Macam kedua, sakit yang dikhawatirkan dengan menggunakan air bahaya jiwa atau angota tubuh atau terjadi penyakit yang dikhawatirkan bahaya jiwa atau anggota tubuh atau hilangnya manfaat anggota tubuh. Maka ini diperbolehkan bertayamum meskipun ada air.
Macam ketiga, khawatir lambatnya kesembuhan atau bertambah sakit. Yaitu semakin sakit meskipun tidak lama waktunya. Atau sakit yang mengkhawatirkan yaitu sakit yang tersembunyi pada orangnya. Setiap kali dia perkirakan sembuh ternyata berubah. Yang benar diperbolehkan tayamum dan tidak perlu mengulangi. Dan ini pendapat Abu Hanifah, Malik, Ahmad, Dawud dan kebanyakan ulama berdasarkan dohir ayat dan seringkali kejadiannya.
Beliau rahimahullah mengatakan juga, “Kalau sakit yang diberi keringanan dalam tayamum menghalangi penggunaan air pada seluruh anggota yang disucikan, maka bertayamum untuk seluruhnya. Kalau menghalangi sebagian tanpa sebagian lainnya. Membasuh sebagian dan tayamum sebagian lainnya.” Selesai dari Syarkhu Muhazab, refrensi tadi.
Tidak mengapa tayamum pada awal wudu atau akhirnya. Tidak disyaratkan pada kondisi seperti ini tertib antara anggota (wudu). Syekh Ibnu Utsaimin rahmahullah mengatakan, “Sebagian ulama mengatakan, “Bahwa tidak disyaratkan tertib dan muwalat (bersambung antara anggota tubuh). Seperti hadats besar. Dari sini, maka diperbolehkan tayamum sebelum wudu. Atau setelahkan dengan waktu singkat atau lama. Ini yang dilakukan orang pada waktu sekarang. Dan ini yang benar. Pilihan Muwafiq dan Majd dan Syeikhul Islam Ibnu Taimiyah.

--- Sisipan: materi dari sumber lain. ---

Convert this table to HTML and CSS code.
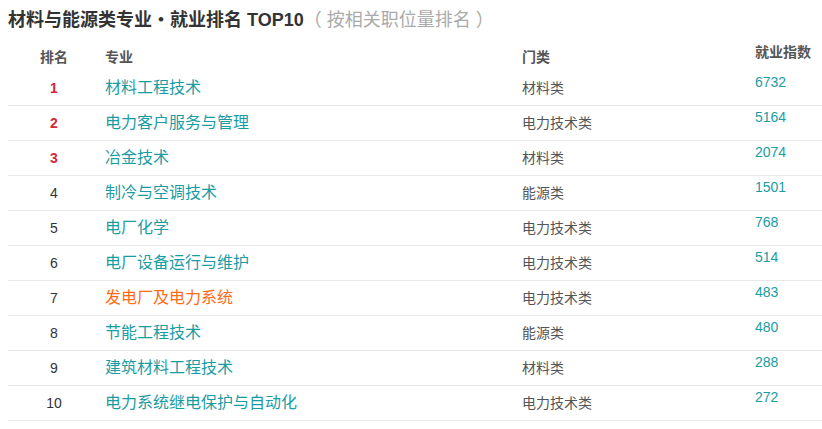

Dan dibenarkan dalam Tashih Al-Furu’. Selesai dari As-Sayrkh Al-Mumti’, (1/394).
Kesimpulannya, kalau anda payah mengusap kepala seperti sesuai dengan sunah, maka usaplah bagaimanapun caranya. Baik dari belakang atau dari depan. Dengan menjalankan tangan anda di atas kepala. Atau memasukkan jemari anda. Kalau berat bagi anda mengusap seluruh kepala, maka usaplah sesuai dengan kemampuan anda.